*Information shown:*
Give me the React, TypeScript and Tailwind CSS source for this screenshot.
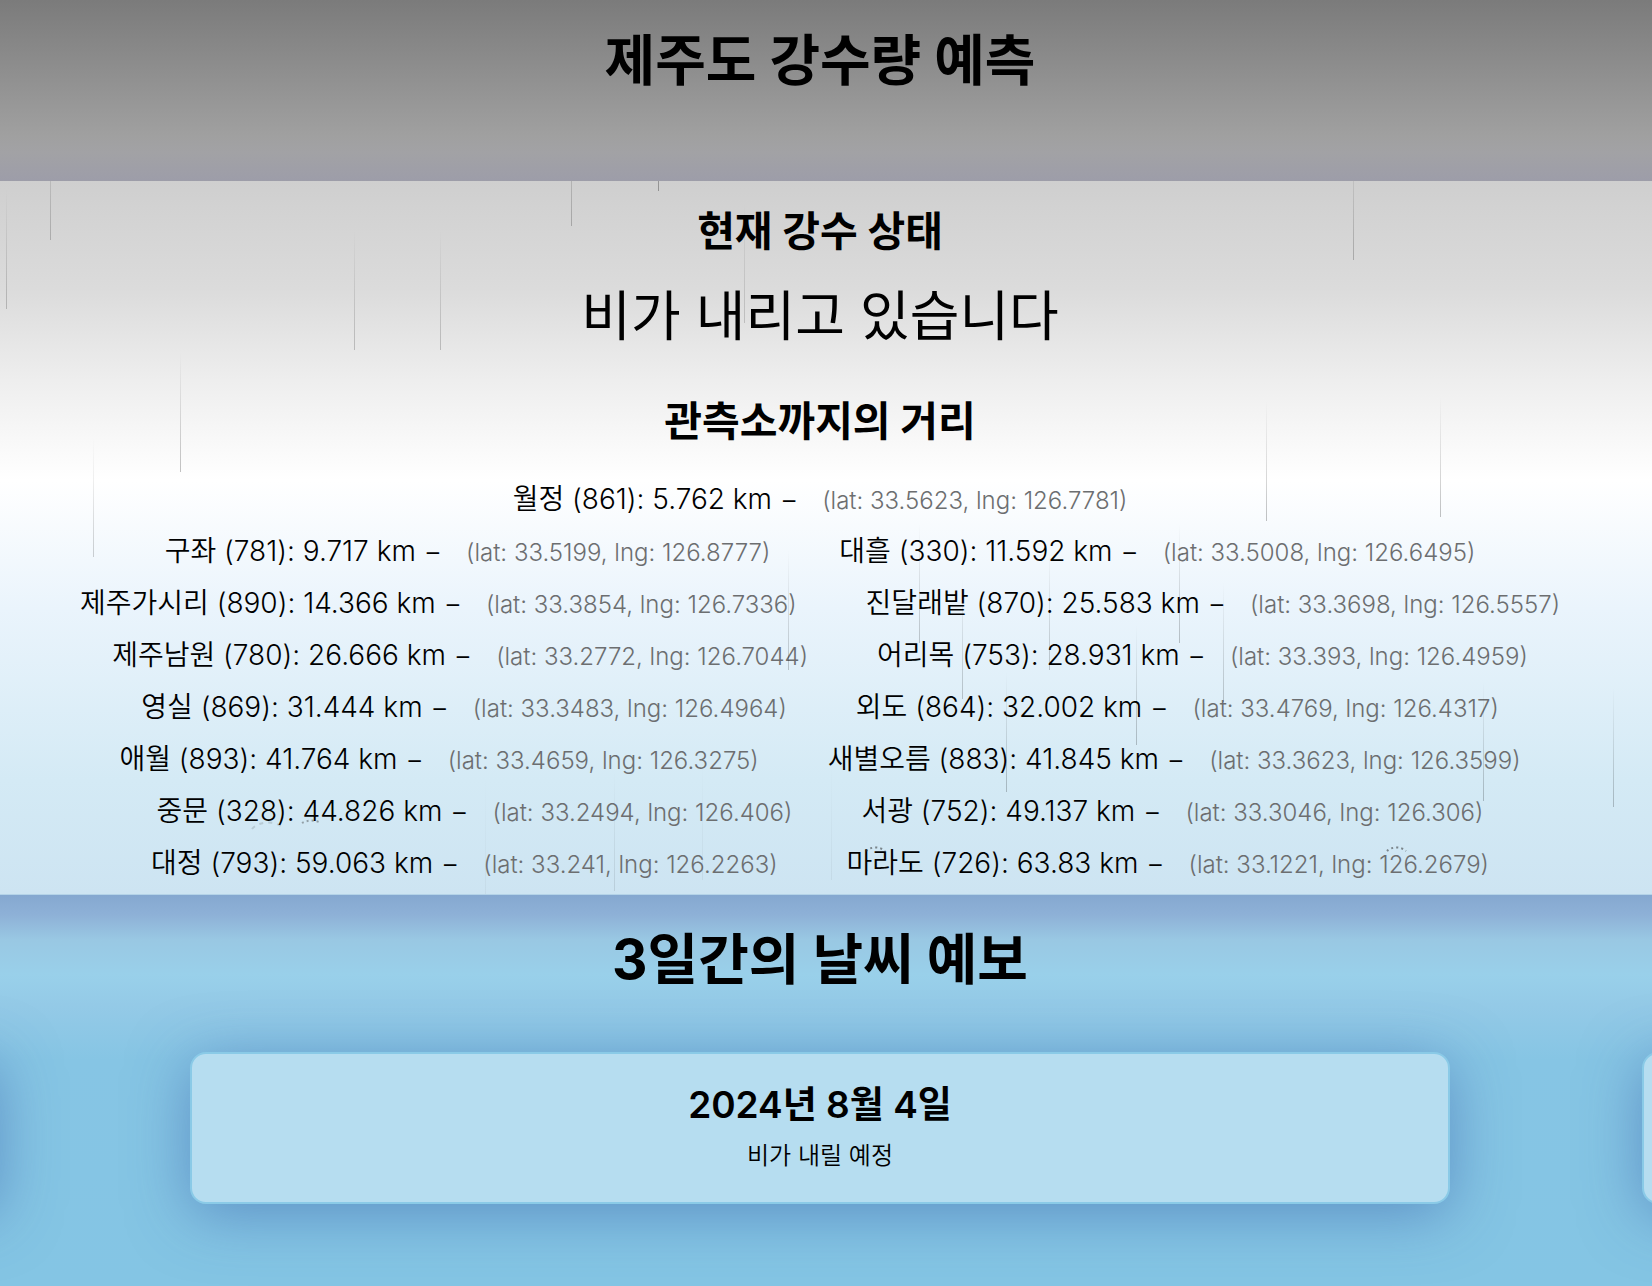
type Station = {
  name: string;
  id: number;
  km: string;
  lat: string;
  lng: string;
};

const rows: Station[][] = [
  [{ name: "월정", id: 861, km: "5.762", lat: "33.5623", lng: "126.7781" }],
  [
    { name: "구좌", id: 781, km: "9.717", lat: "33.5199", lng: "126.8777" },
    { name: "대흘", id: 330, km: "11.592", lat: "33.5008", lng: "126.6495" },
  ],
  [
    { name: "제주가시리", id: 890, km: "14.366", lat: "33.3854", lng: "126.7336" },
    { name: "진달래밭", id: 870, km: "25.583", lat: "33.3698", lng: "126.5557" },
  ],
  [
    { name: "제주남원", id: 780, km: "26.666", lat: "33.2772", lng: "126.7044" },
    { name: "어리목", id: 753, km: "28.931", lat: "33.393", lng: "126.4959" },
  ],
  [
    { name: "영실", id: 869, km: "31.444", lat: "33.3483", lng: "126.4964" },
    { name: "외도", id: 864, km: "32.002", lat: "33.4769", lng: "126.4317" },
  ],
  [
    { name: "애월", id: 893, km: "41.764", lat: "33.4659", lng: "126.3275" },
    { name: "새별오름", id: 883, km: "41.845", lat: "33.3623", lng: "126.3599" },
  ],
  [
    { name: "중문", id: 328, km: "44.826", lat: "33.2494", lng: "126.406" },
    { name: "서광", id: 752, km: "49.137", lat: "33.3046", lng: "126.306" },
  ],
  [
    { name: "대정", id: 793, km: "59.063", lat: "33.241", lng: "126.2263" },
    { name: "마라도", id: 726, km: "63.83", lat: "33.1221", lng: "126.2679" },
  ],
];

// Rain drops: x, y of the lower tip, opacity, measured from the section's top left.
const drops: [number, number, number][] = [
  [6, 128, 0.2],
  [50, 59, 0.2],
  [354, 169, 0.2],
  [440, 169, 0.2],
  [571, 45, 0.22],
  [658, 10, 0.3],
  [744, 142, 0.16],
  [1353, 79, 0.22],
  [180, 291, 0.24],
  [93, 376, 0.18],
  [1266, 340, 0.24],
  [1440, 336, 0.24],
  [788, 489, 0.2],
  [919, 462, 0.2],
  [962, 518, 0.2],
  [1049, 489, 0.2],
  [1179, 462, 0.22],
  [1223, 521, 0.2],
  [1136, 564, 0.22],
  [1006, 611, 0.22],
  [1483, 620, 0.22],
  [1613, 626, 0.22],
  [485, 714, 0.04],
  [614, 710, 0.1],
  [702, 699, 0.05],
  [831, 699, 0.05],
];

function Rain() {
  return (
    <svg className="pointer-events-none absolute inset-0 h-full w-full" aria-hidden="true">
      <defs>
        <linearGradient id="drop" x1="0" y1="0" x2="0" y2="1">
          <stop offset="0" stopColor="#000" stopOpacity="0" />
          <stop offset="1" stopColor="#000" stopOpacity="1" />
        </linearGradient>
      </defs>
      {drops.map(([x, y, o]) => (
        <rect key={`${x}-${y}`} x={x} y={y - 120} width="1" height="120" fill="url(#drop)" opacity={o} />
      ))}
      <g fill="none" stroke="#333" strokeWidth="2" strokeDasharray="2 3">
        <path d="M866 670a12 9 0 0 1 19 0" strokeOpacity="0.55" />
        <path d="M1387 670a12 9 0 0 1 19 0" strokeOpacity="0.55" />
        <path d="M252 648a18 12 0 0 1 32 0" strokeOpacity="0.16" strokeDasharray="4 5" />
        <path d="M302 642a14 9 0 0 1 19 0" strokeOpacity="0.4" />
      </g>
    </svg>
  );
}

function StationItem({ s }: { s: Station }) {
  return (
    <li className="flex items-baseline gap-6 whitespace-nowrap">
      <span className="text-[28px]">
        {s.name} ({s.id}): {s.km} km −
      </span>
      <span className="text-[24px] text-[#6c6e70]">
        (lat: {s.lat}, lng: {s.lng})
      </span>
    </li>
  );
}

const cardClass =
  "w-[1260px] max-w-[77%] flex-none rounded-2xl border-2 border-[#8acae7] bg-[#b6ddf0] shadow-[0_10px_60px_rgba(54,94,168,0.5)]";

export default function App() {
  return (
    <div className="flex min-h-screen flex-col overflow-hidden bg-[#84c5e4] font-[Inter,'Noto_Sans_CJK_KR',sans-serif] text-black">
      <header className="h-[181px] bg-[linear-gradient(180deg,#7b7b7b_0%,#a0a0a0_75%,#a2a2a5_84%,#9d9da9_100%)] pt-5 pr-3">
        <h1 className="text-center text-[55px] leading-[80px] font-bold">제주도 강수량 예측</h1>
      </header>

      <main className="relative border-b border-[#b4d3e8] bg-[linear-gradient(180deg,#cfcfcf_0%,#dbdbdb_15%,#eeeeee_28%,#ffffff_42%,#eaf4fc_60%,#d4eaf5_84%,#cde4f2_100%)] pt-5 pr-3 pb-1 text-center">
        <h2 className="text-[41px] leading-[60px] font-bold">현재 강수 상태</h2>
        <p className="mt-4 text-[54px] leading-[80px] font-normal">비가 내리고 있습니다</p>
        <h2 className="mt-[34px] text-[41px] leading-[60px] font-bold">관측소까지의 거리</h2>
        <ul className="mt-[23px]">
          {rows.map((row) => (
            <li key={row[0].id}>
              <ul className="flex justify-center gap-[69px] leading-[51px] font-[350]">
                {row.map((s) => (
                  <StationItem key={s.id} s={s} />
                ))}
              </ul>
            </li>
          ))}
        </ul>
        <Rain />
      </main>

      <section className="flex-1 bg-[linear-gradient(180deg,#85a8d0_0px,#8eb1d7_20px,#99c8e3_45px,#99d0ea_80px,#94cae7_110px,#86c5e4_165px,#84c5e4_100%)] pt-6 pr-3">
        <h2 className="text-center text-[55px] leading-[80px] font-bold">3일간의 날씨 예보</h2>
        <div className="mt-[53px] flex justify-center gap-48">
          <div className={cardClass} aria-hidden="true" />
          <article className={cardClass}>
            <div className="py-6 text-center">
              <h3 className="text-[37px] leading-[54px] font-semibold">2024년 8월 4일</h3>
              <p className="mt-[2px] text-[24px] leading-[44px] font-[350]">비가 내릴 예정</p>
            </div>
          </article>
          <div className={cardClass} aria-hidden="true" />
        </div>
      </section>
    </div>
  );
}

*What is asked:*
Copy the listing exactly. Any image in it stays out of the copy.

*Exercise solution:*
Give me the React, TypeScript and Tailwind CSS source for this screenshot.
type Station = {
  name: string;
  id: number;
  km: string;
  lat: string;
  lng: string;
};

const rows: Station[][] = [
  [{ name: "월정", id: 861, km: "5.762", lat: "33.5623", lng: "126.7781" }],
  [
    { name: "구좌", id: 781, km: "9.717", lat: "33.5199", lng: "126.8777" },
    { name: "대흘", id: 330, km: "11.592", lat: "33.5008", lng: "126.6495" },
  ],
  [
    { name: "제주가시리", id: 890, km: "14.366", lat: "33.3854", lng: "126.7336" },
    { name: "진달래밭", id: 870, km: "25.583", lat: "33.3698", lng: "126.5557" },
  ],
  [
    { name: "제주남원", id: 780, km: "26.666", lat: "33.2772", lng: "126.7044" },
    { name: "어리목", id: 753, km: "28.931", lat: "33.393", lng: "126.4959" },
  ],
  [
    { name: "영실", id: 869, km: "31.444", lat: "33.3483", lng: "126.4964" },
    { name: "외도", id: 864, km: "32.002", lat: "33.4769", lng: "126.4317" },
  ],
  [
    { name: "애월", id: 893, km: "41.764", lat: "33.4659", lng: "126.3275" },
    { name: "새별오름", id: 883, km: "41.845", lat: "33.3623", lng: "126.3599" },
  ],
  [
    { name: "중문", id: 328, km: "44.826", lat: "33.2494", lng: "126.406" },
    { name: "서광", id: 752, km: "49.137", lat: "33.3046", lng: "126.306" },
  ],
  [
    { name: "대정", id: 793, km: "59.063", lat: "33.241", lng: "126.2263" },
    { name: "마라도", id: 726, km: "63.83", lat: "33.1221", lng: "126.2679" },
  ],
];

// Rain drops: x, y of the lower tip, opacity, measured from the section's top left.
const drops: [number, number, number][] = [
  [6, 128, 0.2],
  [50, 59, 0.2],
  [354, 169, 0.2],
  [440, 169, 0.2],
  [571, 45, 0.22],
  [658, 10, 0.3],
  [744, 142, 0.16],
  [1353, 79, 0.22],
  [180, 291, 0.24],
  [93, 376, 0.18],
  [1266, 340, 0.24],
  [1440, 336, 0.24],
  [788, 489, 0.2],
  [919, 462, 0.2],
  [962, 518, 0.2],
  [1049, 489, 0.2],
  [1179, 462, 0.22],
  [1223, 521, 0.2],
  [1136, 564, 0.22],
  [1006, 611, 0.22],
  [1483, 620, 0.22],
  [1613, 626, 0.22],
  [485, 714, 0.04],
  [614, 710, 0.1],
  [702, 699, 0.05],
  [831, 699, 0.05],
];

function Rain() {
  return (
    <svg className="pointer-events-none absolute inset-0 h-full w-full" aria-hidden="true">
      <defs>
        <linearGradient id="drop" x1="0" y1="0" x2="0" y2="1">
          <stop offset="0" stopColor="#000" stopOpacity="0" />
          <stop offset="1" stopColor="#000" stopOpacity="1" />
        </linearGradient>
      </defs>
      {drops.map(([x, y, o]) => (
        <rect key={`${x}-${y}`} x={x} y={y - 120} width="1" height="120" fill="url(#drop)" opacity={o} />
      ))}
      <g fill="none" stroke="#333" strokeWidth="2" strokeDasharray="2 3">
        <path d="M866 670a12 9 0 0 1 19 0" strokeOpacity="0.55" />
        <path d="M1387 670a12 9 0 0 1 19 0" strokeOpacity="0.55" />
        <path d="M252 648a18 12 0 0 1 32 0" strokeOpacity="0.16" strokeDasharray="4 5" />
        <path d="M302 642a14 9 0 0 1 19 0" strokeOpacity="0.4" />
      </g>
    </svg>
  );
}

function StationItem({ s }: { s: Station }) {
  return (
    <li className="flex items-baseline gap-6 whitespace-nowrap">
      <span className="text-[28px]">
        {s.name} ({s.id}): {s.km} km −
      </span>
      <span className="text-[24px] text-[#6c6e70]">
        (lat: {s.lat}, lng: {s.lng})
      </span>
    </li>
  );
}

const cardClass =
  "w-[1260px] max-w-[77%] flex-none rounded-2xl border-2 border-[#8acae7] bg-[#b6ddf0] shadow-[0_10px_60px_rgba(54,94,168,0.5)]";

export default function App() {
  return (
    <div className="flex min-h-screen flex-col overflow-hidden bg-[#84c5e4] font-[Inter,'Noto_Sans_CJK_KR',sans-serif] text-black">
      <header className="h-[181px] bg-[linear-gradient(180deg,#7b7b7b_0%,#a0a0a0_75%,#a2a2a5_84%,#9d9da9_100%)] pt-5 pr-3">
        <h1 className="text-center text-[55px] leading-[80px] font-bold">제주도 강수량 예측</h1>
      </header>

      <main className="relative border-b border-[#b4d3e8] bg-[linear-gradient(180deg,#cfcfcf_0%,#dbdbdb_15%,#eeeeee_28%,#ffffff_42%,#eaf4fc_60%,#d4eaf5_84%,#cde4f2_100%)] pt-5 pr-3 pb-1 text-center">
        <h2 className="text-[41px] leading-[60px] font-bold">현재 강수 상태</h2>
        <p className="mt-4 text-[54px] leading-[80px] font-normal">비가 내리고 있습니다</p>
        <h2 className="mt-[34px] text-[41px] leading-[60px] font-bold">관측소까지의 거리</h2>
        <ul className="mt-[23px]">
          {rows.map((row) => (
            <li key={row[0].id}>
              <ul className="flex justify-center gap-[69px] leading-[51px] font-[350]">
                {row.map((s) => (
                  <StationItem key={s.id} s={s} />
                ))}
              </ul>
            </li>
          ))}
        </ul>
        <Rain />
      </main>

      <section className="flex-1 bg-[linear-gradient(180deg,#85a8d0_0px,#8eb1d7_20px,#99c8e3_45px,#99d0ea_80px,#94cae7_110px,#86c5e4_165px,#84c5e4_100%)] pt-6 pr-3">
        <h2 className="text-center text-[55px] leading-[80px] font-bold">3일간의 날씨 예보</h2>
        <div className="mt-[53px] flex justify-center gap-48">
          <div className={cardClass} aria-hidden="true" />
          <article className={cardClass}>
            <div className="py-6 text-center">
              <h3 className="text-[37px] leading-[54px] font-semibold">2024년 8월 4일</h3>
              <p className="mt-[2px] text-[24px] leading-[44px] font-[350]">비가 내릴 예정</p>
            </div>
          </article>
          <div className={cardClass} aria-hidden="true" />
        </div>
      </section>
    </div>
  );
}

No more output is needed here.